DG: With Christine Fugate, you’ve collaborated twice on film projects to tell a tragic story from your own life. Can you speak a bit about the nature of this collaboration?

DH: The first part of the collaboration was a dramatic filming of three poems, which were later woven into a more traditional documentary. It was an interesting endeavor. My childhood ambition was to be an actress. The filming process disabused me of any notion of acting being a good idea. It was difficult reliving moments surrounding my husband’s death. Part of the story was finding new love, but before the film was released, the man and I had parted ways. I did find new love and life partner shortly after the break-up, and I told my children and my mother, that they would never have to meet another suitor.

DG: Let’s return to your publisher, Moon Tide Press, which has become a Southern California institution in many respects. They’ve done the aforementioned title, Threnody, and will also release your upcoming work. What sets this publisher apart from the others and what’s the publication process like, from start to finish?

DH: Joining Moon Tide Press and Eric Morago was like finding a mate. I have found a good fit. Eric was familiar with my work so getting together was easy and natural. I love the diversity of Moon Tide Press authors in all the directions one might look. I love working with Eric. He does what he says he will do.

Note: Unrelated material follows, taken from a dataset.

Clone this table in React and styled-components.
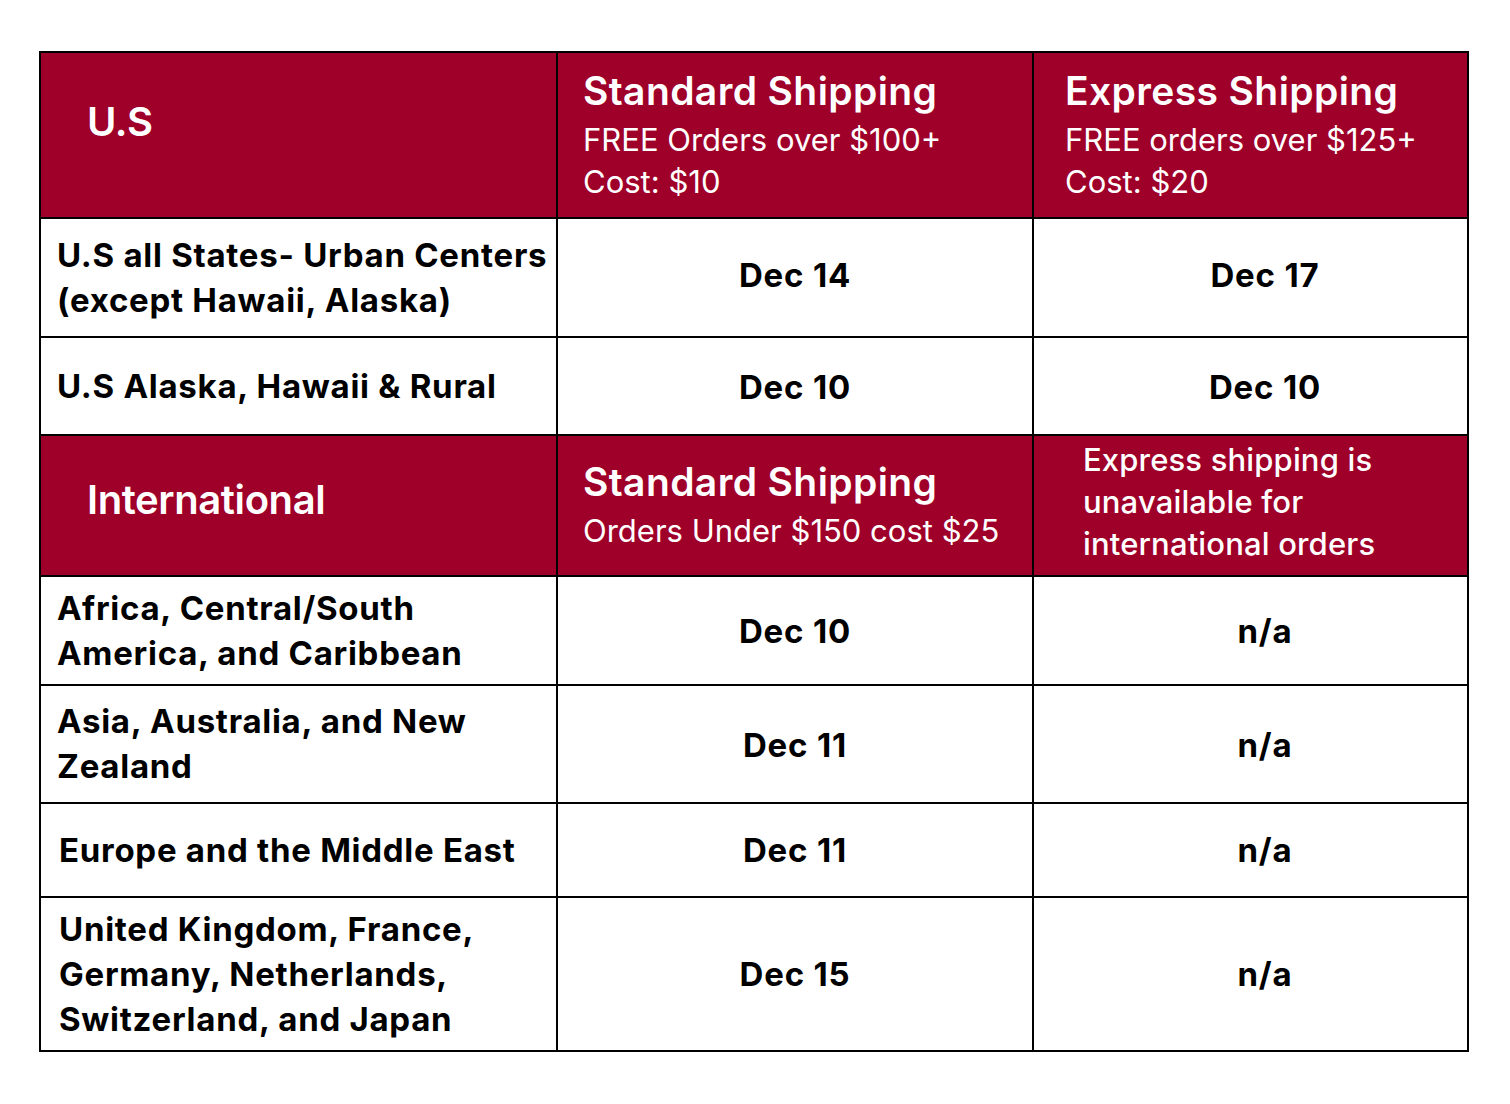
import React from "react";
import styled, { createGlobalStyle } from "styled-components";

const GlobalStyle = createGlobalStyle`
  html, body {
    margin: 0;
    padding: 0;
    background: #ffffff;
  }
  body {
    font-family: Inter, "Noto Sans", "Liberation Sans", sans-serif;
    color: #000;
  }
`;

const Page = styled.div`
  padding: 51px 0 0 39px;
`;

const Table = styled.div`
  display: grid;
  width: 1430px;
  grid-template-columns: 515px 474px 433px;
  grid-template-rows: 164px 117px 96px 139px 107px 116px 92px 152px;
  gap: 2px;
  padding: 2px;
  box-sizing: border-box;
  background: #000;
`;

const Cell = styled.div`
  display: flex;
  flex-direction: column;
  justify-content: center;
  align-items: ${p => (p.$center ? "center" : "flex-start")};
  padding: 0 0 0 ${p => p.$pl || 0}px;
  background: ${p => (p.$head ? "#9f0029" : "#ffffff")};
  color: ${p => (p.$head ? "#ffffff" : "#000000")};
  box-sizing: border-box;
`;

const Region = styled.div`
  font-size: 40px;
  font-weight: 600;
  letter-spacing: -0.01em;
  line-height: 46px;
  margin-top: ${p => p.$mt || 0}px;
`;

const Title = styled.div`
  font-size: 39px;
  font-weight: 600;
  letter-spacing: 0.01em;
  line-height: 46px;
  margin-bottom: 5px;
`;

const Sub = styled.div`
  font-size: 31px;
  font-weight: 400;
  line-height: 42px;
`;

const Note = styled.div`
  font-size: 31px;
  font-weight: 500;
  letter-spacing: 0.005em;
  line-height: 42px;
`;

const NoteBlock = styled.div`
  margin-top: -8px;
`;

const Place = styled.div`
  font-size: 33px;
  font-weight: 700;
  letter-spacing: 0.022em;
  line-height: 45px;
`;

const Date = styled.div`
  font-size: 33px;
  font-weight: 700;
  letter-spacing: 0.025em;
  line-height: 45px;
  margin-top: ${p => p.$mt || 0}px;
`;

const usRows = [
  { place: ["U.S all States- Urban Centers", "(except Hawaii, Alaska)"], std: "Dec 14", exp: "Dec 17", mt: -5 },
  { place: ["U.S Alaska, Hawaii & Rural"], std: "Dec 10", exp: "Dec 10", mt: 2 },
];

const intlRows = [
  { place: ["Africa, Central/South", "America, and Caribbean"], std: "Dec 10", exp: "n/a", mt: 2 },
  { place: ["Asia, Australia, and New", "Zealand"], std: "Dec 11", exp: "n/a", mt: 2 },
  { place: ["Europe and the Middle East"], std: "Dec 11", exp: "n/a", pl: 18 },
  { place: ["United Kingdom, France,", "Germany, Netherlands,", "Switzerland, and Japan"], std: "Dec 15", exp: "n/a", pl: 18 },
];

const BodyRow = ({ row }) => (
  <>
    <Cell $pl={row.pl || 16}>
      <Place>
        {row.place.map((line, i) => (
          <div key={i}>{line}</div>
        ))}
      </Place>
    </Cell>
    <Cell $center>
      <Date $mt={row.mt}>{row.std}</Date>
    </Cell>
    <Cell $center $pl={29}>
      <Date $mt={row.mt}>{row.exp}</Date>
    </Cell>
  </>
);

export default function App() {
  return (
    <Page>
      <GlobalStyle />
      <Table>
        <Cell $head $pl={46}>
          <Region $mt={-26}>U.S</Region>
        </Cell>
        <Cell $head $pl={25}>
          <Title>Standard Shipping</Title>
          <Sub>FREE Orders over $100+</Sub>
          <Sub>Cost: $10</Sub>
        </Cell>
        <Cell $head $pl={31}>
          <Title>Express Shipping</Title>
          <Sub>FREE orders over $125+</Sub>
          <Sub>Cost: $20</Sub>
        </Cell>

        {usRows.map((row, i) => (
          <BodyRow key={i} row={row} />
        ))}

        <Cell $head $pl={46}>
          <Region $mt={-12}>International</Region>
        </Cell>
        <Cell $head $pl={25}>
          <Title>Standard Shipping</Title>
          <Sub>Orders Under $150 cost $25</Sub>
        </Cell>
        <Cell $head $pl={49}>
          <NoteBlock>
            <Note>Express shipping is</Note>
            <Note>unavailable for</Note>
            <Note>international orders</Note>
          </NoteBlock>
        </Cell>

        {intlRows.map((row, i) => (
          <BodyRow key={i} row={row} />
        ))}
      </Table>
    </Page>
  );
}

He promotes his authors. He pays royalties on time. In addition to Enormous Blue Umbrella, Moon Tide Press will publish a second edition of Gravity: New & Selected Poems (originally published by Tebot Bach) at the end of the year.

DG: In addition to working on your upcoming collection what are you reading or writing these days?

DH: I just write poems these days and an occasional essay. I spend lots of time reading the books I am blurbing or editing as well as the nascent collections of my workshop students. I just read They Write Your Name on a Grain of Sand, a riveting memoir by Lori Jakiela, whom I met in person for the first time at AWP in Kansas City. Since I spend much of every day reading poetry, I like to unwind with something different at night. On the same day, three different people recommended the Inspector Gamache series by Louise Penny. I am on the third book in the series. They are entertaining books and well written, even though the author has eschewed the subjunctive.

Author Bio:

Donna Hilbert’s latest book is Threnody, from Moon Tide Press. Earlier books include Gravity: New & Selected Poems, Tebot Bach, 2018. She is a monthly contributing writer to Verse-Virtual. Work has appeared in Braided Way, Chiron Review, Sheila-Na-Gig, Rattle, Zocalo Public Square, One Art, The Los Angeles Times, and numerous anthologies, and featured on The Writer’s Almanac, and Lyric Life. She writes and leads private workshops in Southern California, where she makes her home.